Today, I’ll round out the document parser information I’m presenting by talking about how to register your custom parser with WSS. I’ll also give you a quick overview of the ISPDocumentParser interface, which your parser needs to implement to communicate with WSS.

Document Parser Definition Schema Overview

To register a custom document parser with WSS, you must add a node to the document parser definition file that identifies your parser and the file type or types it can parse.

You can specify the file type or types a document parser can parse either by file extension, or file type program ID.
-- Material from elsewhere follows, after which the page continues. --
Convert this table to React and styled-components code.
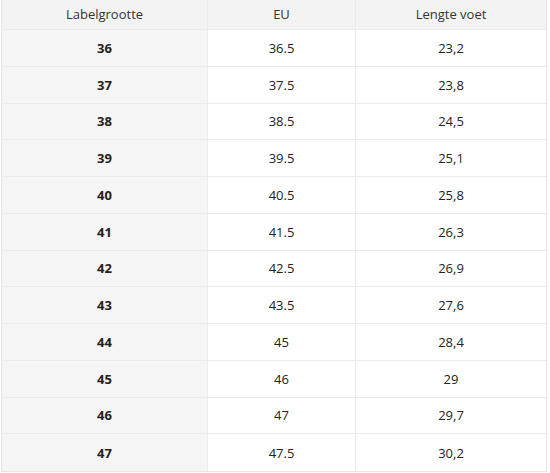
import React from "react";
import styled, { createGlobalStyle } from "styled-components";

const GlobalStyle = createGlobalStyle`
  html, body {
    margin: 0;
    padding: 0;
    background: #ffffff;
  }
  body {
    font-family: "Segoe UI", "Open Sans", "Noto Sans", sans-serif;
  }
`;

const Wrap = styled.div`
  padding: 0 3px 0 1px;
  width: 546px;
`;

const Table = styled.div`
  display: grid;
  grid-template-columns: 205px 148px 1fr;
  grid-template-rows: 30px repeat(12, 1fr);
  height: 472px;
  border: 1px solid #e6e6e6;
  border-top: none;
  box-sizing: border-box;
  box-shadow: inset 4px 0 0 -3px #ededed;
`;

const Cell = styled.div`
  display: flex;
  align-items: center;
  justify-content: center;
  font-size: 13px;
  color: #222;
  font-weight: ${(p) => (p.$bold ? 700 : 400)};
  background: ${(p) => (p.$shade ? "#f5f5f5" : "#ffffff")};
  border-bottom: 1px solid #ebebeb;
  border-left: ${(p) => (p.$first ? "none" : "1px solid #ebebeb")};
  &:nth-last-child(-n + 3) {
    border-bottom: none;
  }
`;

const HeadCell = styled(Cell)`
  background: #f3f3f3;
  color: #333;
  padding-bottom: 2px;
`;

const rows = [
  ["36", "36.5", "23,2"],
  ["37", "37.5", "23,8"],
  ["38", "38.5", "24,5"],
  ["39", "39.5", "25,1"],
  ["40", "40.5", "25,8"],
  ["41", "41.5", "26,3"],
  ["42", "42.5", "26,9"],
  ["43", "43.5", "27,6"],
  ["44", "45", "28,4"],
  ["45", "46", "29"],
  ["46", "47", "29,7"],
  ["47", "47.5", "30,2"],
];

export default function App() {
  return (
    <>
      <GlobalStyle />
      <Wrap>
        <Table>
          <HeadCell $first>Labelgrootte</HeadCell>
          <HeadCell>EU</HeadCell>
          <HeadCell>Lengte voet</HeadCell>
          {rows.map(([label, eu, len]) => (
            <React.Fragment key={label}>
              <Cell $first $bold $shade>{label}</Cell>
              <Cell>{eu}</Cell>
              <Cell>{len}</Cell>
            </React.Fragment>
          ))}
        </Table>
      </Wrap>
    </>
  );
}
WSS stores the document parser definition file, DOCPARSE.XML, at the following location:

Web Server Extensions\12\CONFIG\DOCPARSE.XML

The document parser definition schema is as follows:

<docParsers>

    <docParser/>

</docParsers>

Following is a list of the elements in the document parser definition schema.

docParsers

Required. Represents the root element of the document parser definition schema.

docParser

Required. Each docParser element represents a document parser and its associated file type. This element contains the following attributes:

· Name Required string.The file type associated with the parser. For docParser elements within the ByExtension element, set the Name attribute to the file extension. For docParser elements within the ByProdId element, set the Name attribute to the program Id of the file type. To associate a parser with multiple file types, add a docParser element for each file type.
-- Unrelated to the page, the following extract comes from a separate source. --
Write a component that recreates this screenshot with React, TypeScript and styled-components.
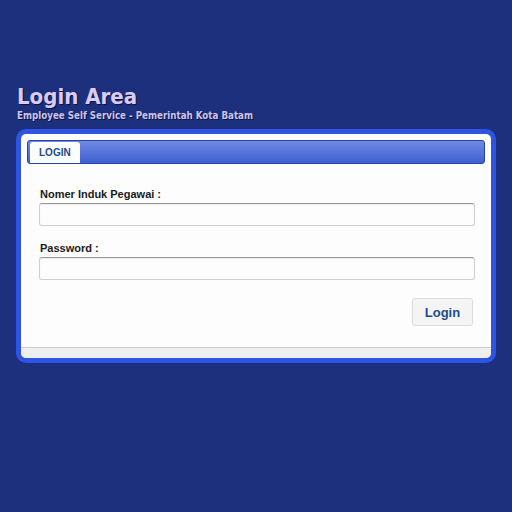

· ProgId Required string. The program ID of the parser. This represents the ‘friendly name’ of the parser. This enables you to upgrade a parser without having to edit its document parser definition entry in the DOCPARSE.XML file. However, this prevents you from installing different versions of the same parser side-by-side.

Document Parser Definition Example

Below is an example of a document parser definition file.

<docParsers>

    <docParser name="abc" ProgId="AdventureWorks.AWDocumentParser.ABCParser"/>

    <DocParser name="AWApplication.Document" ProgId="AdventureWorks.AWDocumentParser.ABCParser"/>

</docParsers>

Document Parser Interface Overview

In order for a custom document parser to perform document property promotion and demotion in WSS, it must implement the following document parser interfaces. These interfaces enable the document parser to be invoked by WSS, and send and receive document properties when so invoked.

· ISPDocumentParser

Represents a custom document parser. This class includes the methods WSS uses to invoke the document parser.

· IParserPropertyBag

Represents a property bag object used to transmit document properties between the document parser and WSS. Includes methods that enable the document parser to access the content type and document library schemas for the specified document.

· IEnumParserProperties

Represents an enumerable document property collection. Includes methods the document parser can use to enumerate through the document property collection.

· IParserProperty

Represents a single document property. Includes methods for the document parser to get and set the document property value and data type.